マイナス金利の導入後、幅広く金利が低下し、さまざまな分野に影響が及んでいる。ゴールドマン・サックス証券の馬場直彦チーフエコノミストは13日付のリポートで、期待インフレ指標はマイナス金利導入後、消費者、市場参加者、市場関連など「広範囲にわたり急落している」と指摘。家計の景況感も悪化しており、マイナス金利は「金融機関のみならず家計からもネガティブに受け止められている」という。
4月会合で物価見通し下方修正へ日銀は、次回4月27、28日の決定会合で経済・物価情勢の展望(展望リポート)をまとめ、新たな物価見通しを公表する。1月の展望リポートでは2016年度の生鮮食品を除く消費者物価指数の見通し(委員の中央値)が前年比1.4%上昇から0.8%上昇に下方修正され、2%達成時期は「2016年度後半ごろ」から「17年度前半ごろ」に先送りされた。4月展望リポートではさらなる下方修正を迫られるとの見方が強い。

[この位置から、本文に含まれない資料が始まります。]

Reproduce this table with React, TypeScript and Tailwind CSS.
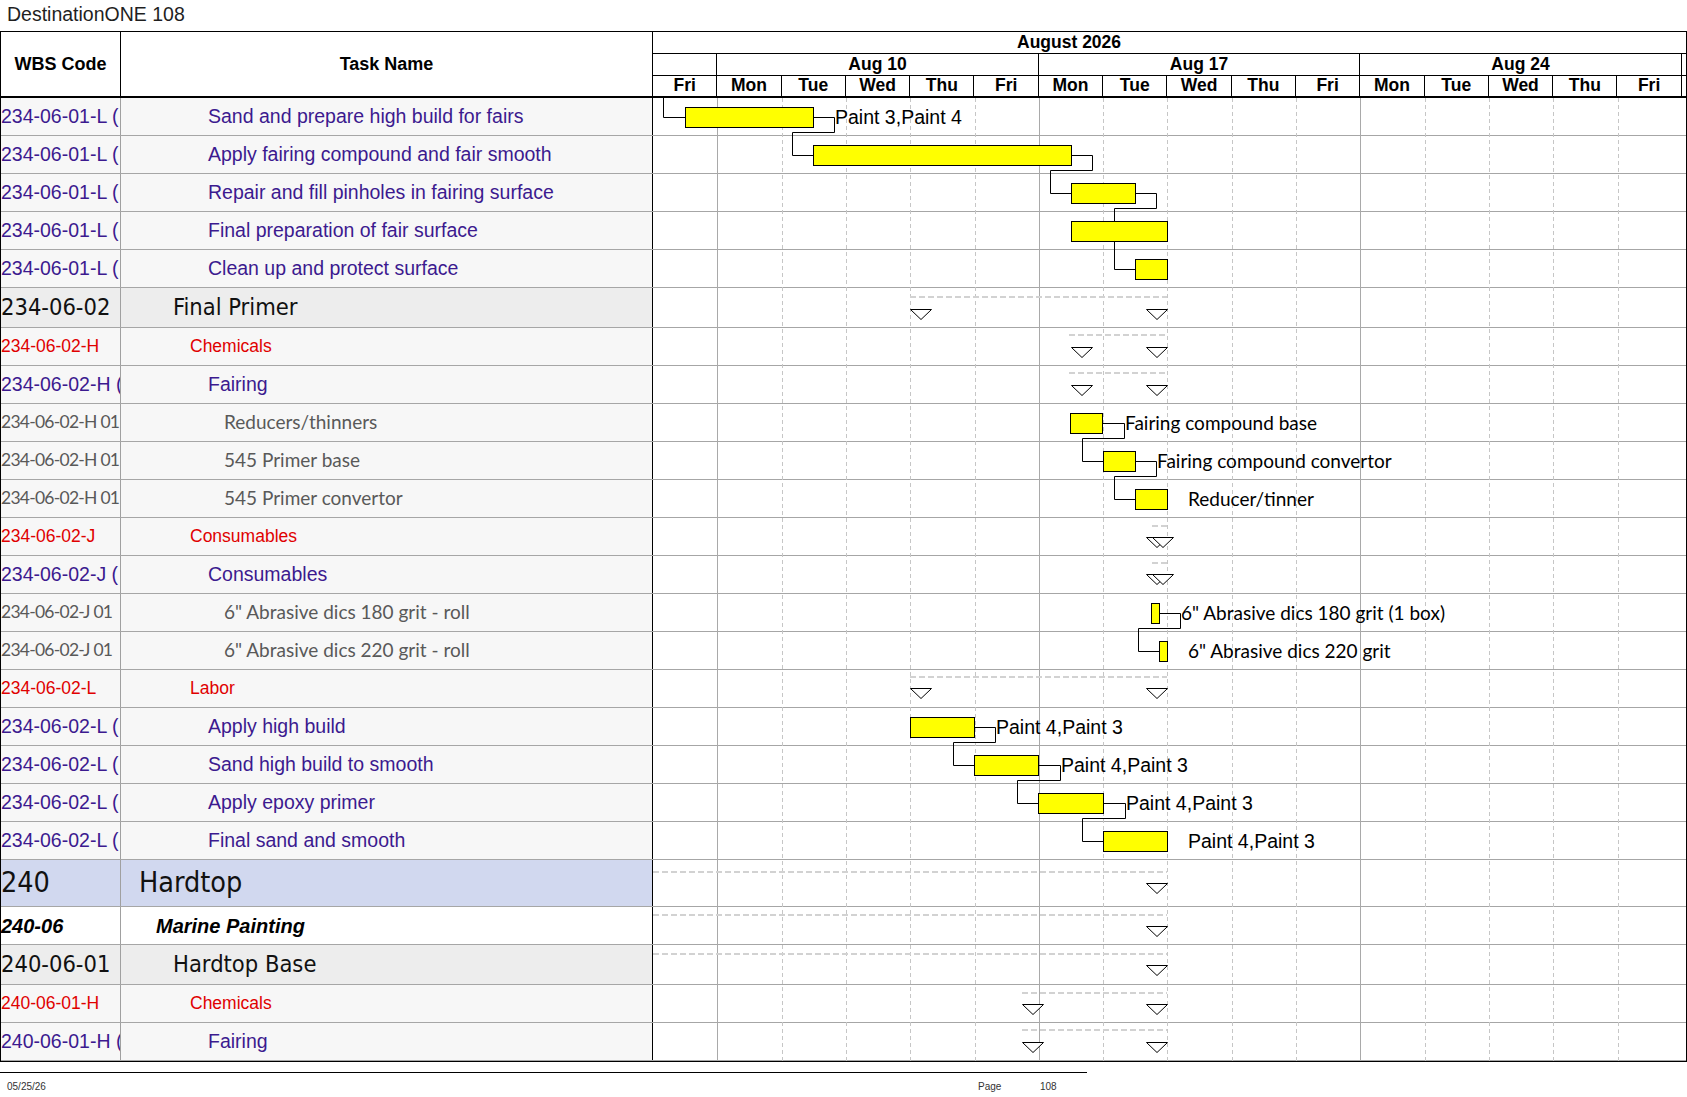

ブルームバーグ調査では、4月の追加緩和予想は11人(28%)、6月が8人(20%)、7月が11人(28%)となっている。
クレディ・スイス証券の白川浩道チーフエコノミストは調査への回答で、「為替が円高基調で推移しており、足元で原油価格はやや上昇しているが、消費者物価見通しの再度の下方修正は不可避だ」と指摘。物価目標の達成時期は「先延ばしされる可能性が高い」として、4月会合でマイナス金利を拡大すると予想する。
市場が無理と言うほど大胆にクレディ・アグリコル証券の尾形和彦チーフエコノミストは「市場の不安感が完全に払しょくされたとは言い難く、実務的な観点からも、日銀が実際にマイナス金利拡大に動けるのは6月以降」として、6月会合での追加緩和を想定とていると回答した。ニッセイ基礎研究所の矢嶋康次チーフエコノミストは調査に対し、「マイナス金利の導入効果を精査するためにも日銀はしばらく様子見を続ける」と指摘。エネルギーを除く消費者物価の変調が顕著となるであろう7月の追加緩和を予想する。
JPモルガン証券の足立正道シニアエコノミストは調査に対し、「4月の企業による価格改訂がまだはっきりしていないため、4月は基本的なシナリオを維持するのではないか」として、次々回の展望リポートが公表される7月の追加緩和を見込む。手段としては、「これまでの黒田日銀の言葉を信じて、すべての面で緩和強化」を予想。「市場が無理と言えば言うほど、大胆さを示してくるのではないか」としている。
木内氏は引き続きテーパリング提案木内氏は引き続き、「マネタリーベースおよび長期国債保有残高が年間約45兆円に相当するペースで増加するよう金融市場調節及び資産買い入れを行う」などの議案を提出したが、反対多数で否決。「資産買い入れ策と実質的なゼロ金利政策をそれぞれ適切と考えられる時点まで継続する」との議案も提出したが、1対8で否決された。
白井委員は3月末が任期を迎えるため通常の決定会合はこれが最後。後任として、桜井真サクライ・アソシエイト国際金融研究センター代表(70)を起用する人事案を政府は国会に提示している。桜井氏は積極緩和派の山本幸三衆院議員(自民)や浜田宏一内閣官房参与などと近い。石田委員は6月末に任期を迎える。
黒田東彦総裁は午後3時半に定例記者会見を行う。決定会合の「主な意見」は24日、「議事要旨」は5月9日に公表される。決定会合や金融経済月報などの予定は日銀がウェブサイトで公表している。